Had that system survived, it would be 110 years old. Instead, the only visible remnant is a section of track in the middle of Washington Street in Calistoga.

The county roads back at the turn of the 20th century were not a pretty sight, according to a report prepared by the cultural resource management firm of Evans & De Shazo for the city of Calistoga. Universal automobile ownership may have seemed like science fiction, as the first affordable Ford Model T wasn’t to be manufactured until 1908. The road from St. Helena to Calistoga wasn’t even paved until 1921.

Passenger service on an earlier rail system, the steam-driven Napa Valley Railroad, was limited, so in 1901 Col. J.W. Hartzell and his brother H.F. Hartzell secured a franchise for electric railway lines, which allowed them the right to build on city streets and along county roads. In April 1902, the Benicia, Vallejo & Napa Valley Railroad Company was incorporated.

Construction was started in 1903, with the southern terminus in Vallejo (instead of Benicia) and the northern terminus planned to be in St. Helena. By 1907, according to the Evans & De Shazo report, the railroad was in full operation as far as Yountville “with four additional stops that included Napa City limits, Union Station, Oak Knoll and Trubody.”

The extension to St. Helena was to run parallel to the Napa Valley Railroad (later the Southern Pacific Railroad) tracks almost to Rutherford.

From there, its path went west to pass behind the Rutherford school house and then, just before reaching St. Helena, turning east to within 200 feet of the Napa Valley Railroad tracks where it crossed Sulphur Creek and continued up Main Street.

The extension was opened on New Year’s Day in 1908, connecting St. Helena with the cities and towns in the lower valley, and with the ferry system that served San Francisco.

The railroad went through a number of reorganizations, and in 1906 was called the San Francisco, Vallejo & Napa Valley Railroad, five years later becoming the San Francisco, Napa & Calistoga Railway Company.

It had put into service eight of what were considered state-of-the-art electric cars from the Niles Car & Manufacturing Company of Ohio, with full Empire ceilings, plush upholstery, baggage racks, dome lights, water coolers, plate glass windows, automatic brakes, and a private compartment for the motorman.

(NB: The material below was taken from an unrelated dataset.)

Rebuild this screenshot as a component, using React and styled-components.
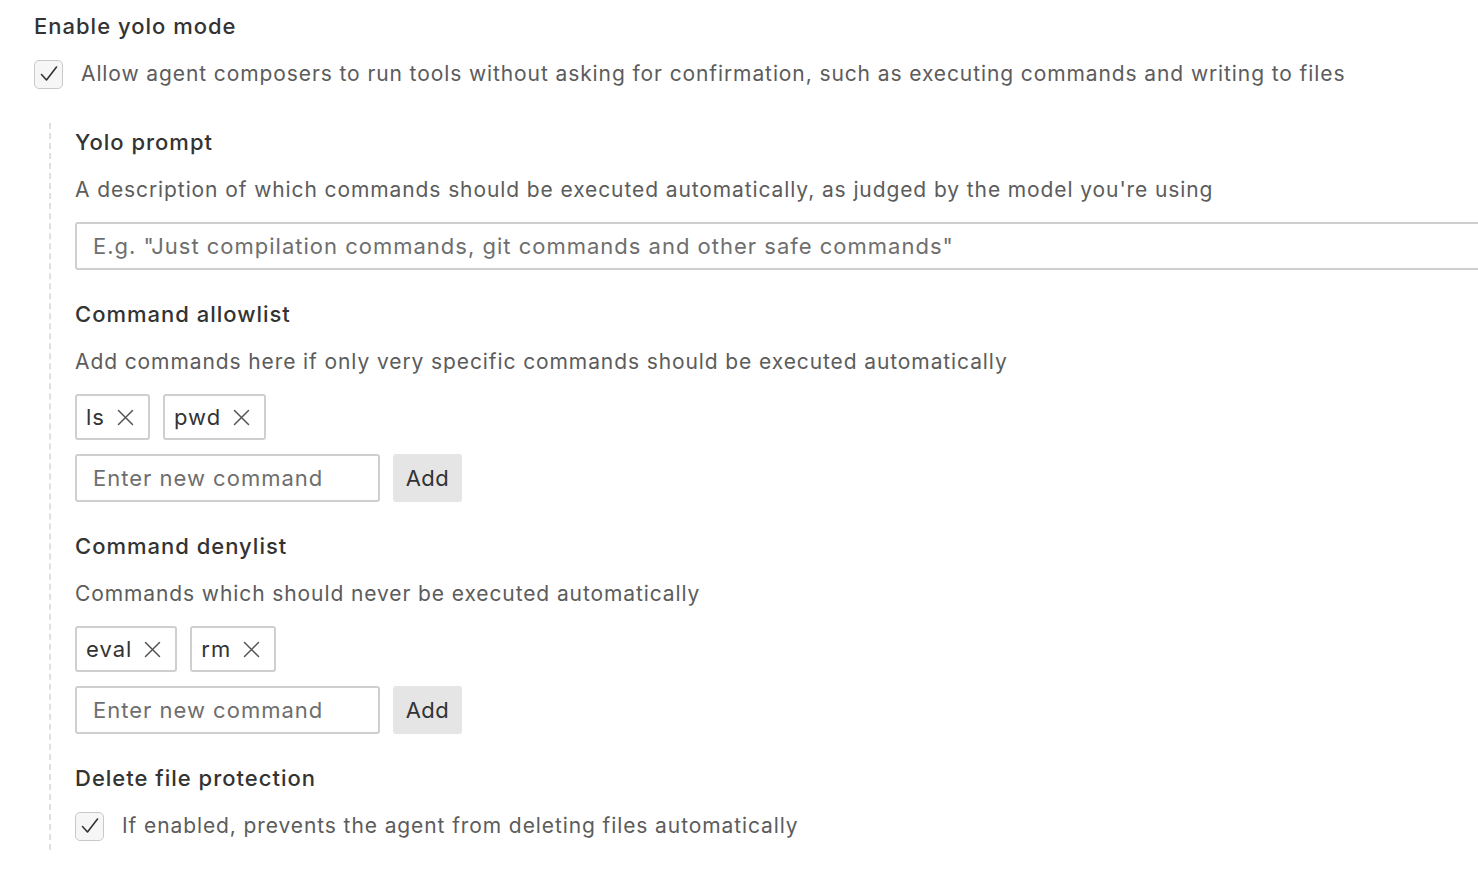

According to the Niles records, the cars had a potential top speed of 85 mph, with two Westinghouse electric motors that ran on alternating current, making the electric railroad the first AC-powered interurban train system in the west.

In 1911, the SFN&C obtained the right of way extending the line to Calistoga, running parallel to the county road (eventually renamed Highway 29) up to Lodi Lane. Then the tracks headed east toward the Napa Valley Railroad tracks and paralleled those tracks until Calistoga, where they veered west to approach Washington Street.

The Calistoga Board of Trustees approved a franchise to run the rail lines into town, where the terminus was at Lincoln Avenue. There were plans to extend the line to Lake County, and poles were set for a distance of three blocks past Lincoln. But this extension was never completed.

A Calistoga depot was completed in 1913 at the corner of Gerard and Washington streets, constructed in the Mission Revival style. According to the Evans & De Shazo report, the opening event was advertised as far away as San Francisco, with a celebration featuring a banquet and social dance hosted by the Native Sons of the Golden West.

Passenger service on the electric interurban railroad continued to Calistoga until 1936, but the influence of that railroad to the growth of the valley can not be overstated.

Evans & De Shazo note that between 1900 and 1910 the population of the valley increased from 16,451 to 19,800. By 1930, the population 23,541.

The report theorizes this growth was primarily due to the increased accessibility provided by the interurban rail system, “the chief link between Napa Valley and the metropolis.”

The arrival of affordable automobiles and the building of the Bay Bridge, the Carquinez Bridge, and the Golden Gate Bridge in the 1930s, according to the report, created an alternative transportation route that more successfully captured the American imagination.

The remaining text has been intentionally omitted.